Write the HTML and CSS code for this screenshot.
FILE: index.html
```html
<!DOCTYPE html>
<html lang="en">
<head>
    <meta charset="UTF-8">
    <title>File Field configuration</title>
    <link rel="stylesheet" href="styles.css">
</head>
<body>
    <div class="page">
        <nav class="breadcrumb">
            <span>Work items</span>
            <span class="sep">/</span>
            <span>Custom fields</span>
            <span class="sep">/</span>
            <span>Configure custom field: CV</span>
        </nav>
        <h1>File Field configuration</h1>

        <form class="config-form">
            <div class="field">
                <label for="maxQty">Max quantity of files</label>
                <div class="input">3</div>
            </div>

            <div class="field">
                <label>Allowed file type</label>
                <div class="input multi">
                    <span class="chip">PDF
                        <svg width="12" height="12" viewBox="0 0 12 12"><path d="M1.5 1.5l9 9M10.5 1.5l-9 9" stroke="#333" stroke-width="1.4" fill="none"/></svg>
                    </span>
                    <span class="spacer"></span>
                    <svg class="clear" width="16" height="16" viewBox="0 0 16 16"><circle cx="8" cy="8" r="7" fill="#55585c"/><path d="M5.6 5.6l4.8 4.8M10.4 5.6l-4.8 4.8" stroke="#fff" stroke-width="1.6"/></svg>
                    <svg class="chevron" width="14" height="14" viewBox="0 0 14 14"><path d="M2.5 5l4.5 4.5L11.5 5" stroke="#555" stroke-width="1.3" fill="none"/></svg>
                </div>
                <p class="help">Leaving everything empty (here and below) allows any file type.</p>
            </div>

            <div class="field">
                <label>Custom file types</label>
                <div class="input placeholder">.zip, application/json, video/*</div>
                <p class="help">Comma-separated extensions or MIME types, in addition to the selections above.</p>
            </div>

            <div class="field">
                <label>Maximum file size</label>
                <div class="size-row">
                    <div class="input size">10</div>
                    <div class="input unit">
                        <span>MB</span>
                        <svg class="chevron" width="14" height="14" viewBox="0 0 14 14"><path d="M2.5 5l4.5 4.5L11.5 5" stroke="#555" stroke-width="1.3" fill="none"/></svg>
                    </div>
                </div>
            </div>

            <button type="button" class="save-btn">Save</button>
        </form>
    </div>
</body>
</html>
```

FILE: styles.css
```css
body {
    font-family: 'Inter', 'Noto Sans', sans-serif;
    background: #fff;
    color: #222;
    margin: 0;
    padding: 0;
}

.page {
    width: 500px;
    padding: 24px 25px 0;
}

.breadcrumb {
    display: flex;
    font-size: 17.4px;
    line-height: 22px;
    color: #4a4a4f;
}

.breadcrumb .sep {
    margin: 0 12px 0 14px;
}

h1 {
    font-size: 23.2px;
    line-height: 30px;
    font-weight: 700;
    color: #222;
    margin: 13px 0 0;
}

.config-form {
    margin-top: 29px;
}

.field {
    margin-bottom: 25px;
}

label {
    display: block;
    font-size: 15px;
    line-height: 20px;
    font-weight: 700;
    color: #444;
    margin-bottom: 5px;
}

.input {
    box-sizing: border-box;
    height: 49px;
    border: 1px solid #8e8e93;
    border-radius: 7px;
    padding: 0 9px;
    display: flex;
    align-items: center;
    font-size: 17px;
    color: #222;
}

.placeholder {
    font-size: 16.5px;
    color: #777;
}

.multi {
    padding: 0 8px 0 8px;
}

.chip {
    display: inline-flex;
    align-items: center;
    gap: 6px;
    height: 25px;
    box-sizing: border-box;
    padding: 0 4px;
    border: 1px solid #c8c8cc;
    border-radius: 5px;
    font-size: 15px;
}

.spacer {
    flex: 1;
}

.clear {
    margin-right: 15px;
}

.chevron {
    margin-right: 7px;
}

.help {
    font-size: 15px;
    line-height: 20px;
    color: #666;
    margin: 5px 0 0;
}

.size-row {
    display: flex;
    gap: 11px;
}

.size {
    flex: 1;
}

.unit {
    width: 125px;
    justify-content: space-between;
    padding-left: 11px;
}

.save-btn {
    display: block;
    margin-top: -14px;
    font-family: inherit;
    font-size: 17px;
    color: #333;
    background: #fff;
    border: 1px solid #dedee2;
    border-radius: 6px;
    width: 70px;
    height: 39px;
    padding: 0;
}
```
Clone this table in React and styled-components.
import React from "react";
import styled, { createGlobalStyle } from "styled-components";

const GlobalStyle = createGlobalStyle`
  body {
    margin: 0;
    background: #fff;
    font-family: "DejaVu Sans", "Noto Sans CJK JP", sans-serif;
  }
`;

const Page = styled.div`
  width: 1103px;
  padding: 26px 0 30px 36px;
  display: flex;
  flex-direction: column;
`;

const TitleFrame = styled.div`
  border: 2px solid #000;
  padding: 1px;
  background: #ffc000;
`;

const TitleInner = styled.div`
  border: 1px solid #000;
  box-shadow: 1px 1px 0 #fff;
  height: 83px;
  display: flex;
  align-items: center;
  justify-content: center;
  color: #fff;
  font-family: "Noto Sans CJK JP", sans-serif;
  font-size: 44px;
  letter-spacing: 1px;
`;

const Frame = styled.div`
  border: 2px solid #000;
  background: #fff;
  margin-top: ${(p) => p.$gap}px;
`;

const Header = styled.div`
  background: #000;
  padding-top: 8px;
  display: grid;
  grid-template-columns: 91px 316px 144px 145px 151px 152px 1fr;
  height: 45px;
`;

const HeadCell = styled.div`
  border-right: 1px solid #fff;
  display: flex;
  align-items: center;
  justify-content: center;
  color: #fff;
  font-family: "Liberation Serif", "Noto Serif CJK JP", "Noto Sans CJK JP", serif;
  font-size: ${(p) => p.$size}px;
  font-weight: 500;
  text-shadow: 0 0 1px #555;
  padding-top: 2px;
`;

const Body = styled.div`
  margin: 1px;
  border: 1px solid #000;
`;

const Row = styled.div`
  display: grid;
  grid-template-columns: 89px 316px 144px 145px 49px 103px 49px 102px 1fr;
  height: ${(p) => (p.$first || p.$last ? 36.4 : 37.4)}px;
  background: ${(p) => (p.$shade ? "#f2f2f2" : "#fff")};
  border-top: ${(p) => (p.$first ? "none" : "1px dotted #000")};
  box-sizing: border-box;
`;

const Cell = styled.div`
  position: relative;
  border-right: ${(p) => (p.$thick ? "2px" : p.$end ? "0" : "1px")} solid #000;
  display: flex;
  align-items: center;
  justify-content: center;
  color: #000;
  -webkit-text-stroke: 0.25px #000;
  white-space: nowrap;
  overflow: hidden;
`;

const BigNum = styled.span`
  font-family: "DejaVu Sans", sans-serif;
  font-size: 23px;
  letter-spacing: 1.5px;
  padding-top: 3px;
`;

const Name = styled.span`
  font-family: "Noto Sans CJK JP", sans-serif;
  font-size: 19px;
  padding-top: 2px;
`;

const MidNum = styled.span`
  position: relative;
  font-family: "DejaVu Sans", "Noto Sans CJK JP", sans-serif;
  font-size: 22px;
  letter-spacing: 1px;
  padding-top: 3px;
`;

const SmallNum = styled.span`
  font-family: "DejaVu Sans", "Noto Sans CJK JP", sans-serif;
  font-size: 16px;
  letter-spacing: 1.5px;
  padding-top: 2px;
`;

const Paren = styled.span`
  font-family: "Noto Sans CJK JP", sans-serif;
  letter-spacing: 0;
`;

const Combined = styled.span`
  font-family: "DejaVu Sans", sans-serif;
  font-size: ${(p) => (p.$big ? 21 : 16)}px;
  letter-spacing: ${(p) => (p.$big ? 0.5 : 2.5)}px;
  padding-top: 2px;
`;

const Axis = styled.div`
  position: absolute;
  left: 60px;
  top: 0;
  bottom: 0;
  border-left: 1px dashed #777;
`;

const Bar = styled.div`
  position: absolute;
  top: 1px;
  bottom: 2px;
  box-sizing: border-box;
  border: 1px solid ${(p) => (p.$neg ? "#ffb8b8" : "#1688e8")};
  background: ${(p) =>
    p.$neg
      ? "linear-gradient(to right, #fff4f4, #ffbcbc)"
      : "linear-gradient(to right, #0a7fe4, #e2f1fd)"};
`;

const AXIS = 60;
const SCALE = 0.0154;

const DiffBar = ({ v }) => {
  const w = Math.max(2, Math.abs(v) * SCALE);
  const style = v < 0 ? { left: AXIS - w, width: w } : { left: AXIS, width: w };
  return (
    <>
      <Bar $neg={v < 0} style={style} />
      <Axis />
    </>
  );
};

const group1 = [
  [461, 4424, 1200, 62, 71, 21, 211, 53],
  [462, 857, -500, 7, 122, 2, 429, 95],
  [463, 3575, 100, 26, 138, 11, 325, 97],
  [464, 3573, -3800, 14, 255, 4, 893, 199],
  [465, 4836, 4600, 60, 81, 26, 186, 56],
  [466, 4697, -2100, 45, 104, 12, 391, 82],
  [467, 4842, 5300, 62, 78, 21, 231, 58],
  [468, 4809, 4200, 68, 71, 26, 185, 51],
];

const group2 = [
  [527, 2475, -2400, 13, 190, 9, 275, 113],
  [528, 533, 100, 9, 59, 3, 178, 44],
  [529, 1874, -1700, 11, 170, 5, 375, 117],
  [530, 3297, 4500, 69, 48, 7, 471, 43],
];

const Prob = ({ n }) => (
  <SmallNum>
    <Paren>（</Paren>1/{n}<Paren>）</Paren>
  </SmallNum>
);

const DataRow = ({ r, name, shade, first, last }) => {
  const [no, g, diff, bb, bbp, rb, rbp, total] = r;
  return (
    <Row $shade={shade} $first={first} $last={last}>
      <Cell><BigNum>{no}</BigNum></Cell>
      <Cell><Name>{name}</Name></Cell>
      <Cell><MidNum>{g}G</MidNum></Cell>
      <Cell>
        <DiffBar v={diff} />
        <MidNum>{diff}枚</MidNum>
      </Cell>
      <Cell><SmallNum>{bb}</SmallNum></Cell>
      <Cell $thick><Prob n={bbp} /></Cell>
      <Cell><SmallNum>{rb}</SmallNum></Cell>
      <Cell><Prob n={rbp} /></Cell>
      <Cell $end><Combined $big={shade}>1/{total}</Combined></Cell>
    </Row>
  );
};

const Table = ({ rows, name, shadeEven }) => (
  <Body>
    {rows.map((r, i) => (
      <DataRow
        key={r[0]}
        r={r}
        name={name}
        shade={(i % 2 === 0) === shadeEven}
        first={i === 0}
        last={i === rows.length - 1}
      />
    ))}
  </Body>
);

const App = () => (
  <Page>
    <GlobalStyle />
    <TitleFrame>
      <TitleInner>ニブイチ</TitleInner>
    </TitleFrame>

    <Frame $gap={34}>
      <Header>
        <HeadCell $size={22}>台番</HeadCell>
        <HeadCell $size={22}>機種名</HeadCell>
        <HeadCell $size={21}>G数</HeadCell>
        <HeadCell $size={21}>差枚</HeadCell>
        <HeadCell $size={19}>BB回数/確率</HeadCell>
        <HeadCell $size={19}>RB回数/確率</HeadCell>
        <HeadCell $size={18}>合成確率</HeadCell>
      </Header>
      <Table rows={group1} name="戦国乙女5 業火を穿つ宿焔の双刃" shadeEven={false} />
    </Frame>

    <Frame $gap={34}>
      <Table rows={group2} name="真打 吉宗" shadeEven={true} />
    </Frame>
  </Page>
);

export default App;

◆ ◆ ◆ ◆ ◆

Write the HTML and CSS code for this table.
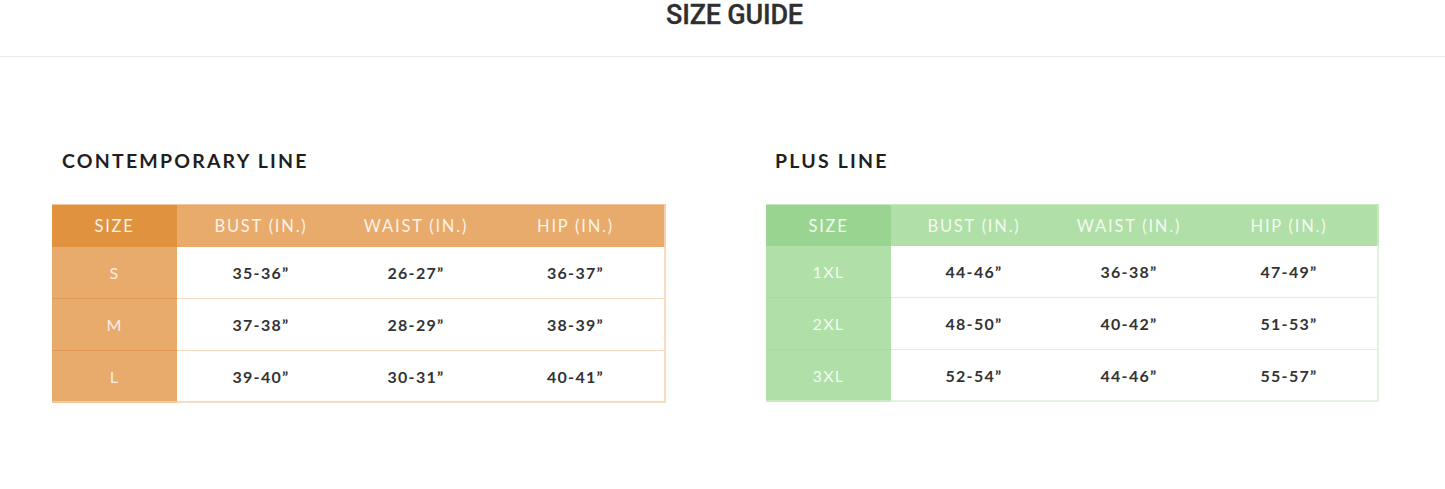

◆ ◆ ◆ ◆ ◆

■ DESCRIPTION OF THE TASK ■
Copy out each line of the records where the string "components" appears.

■ ANSWER FOR THIS EXERCISE ■
Clone this table in React and styled-components.
import styled, { createGlobalStyle } from "styled-components";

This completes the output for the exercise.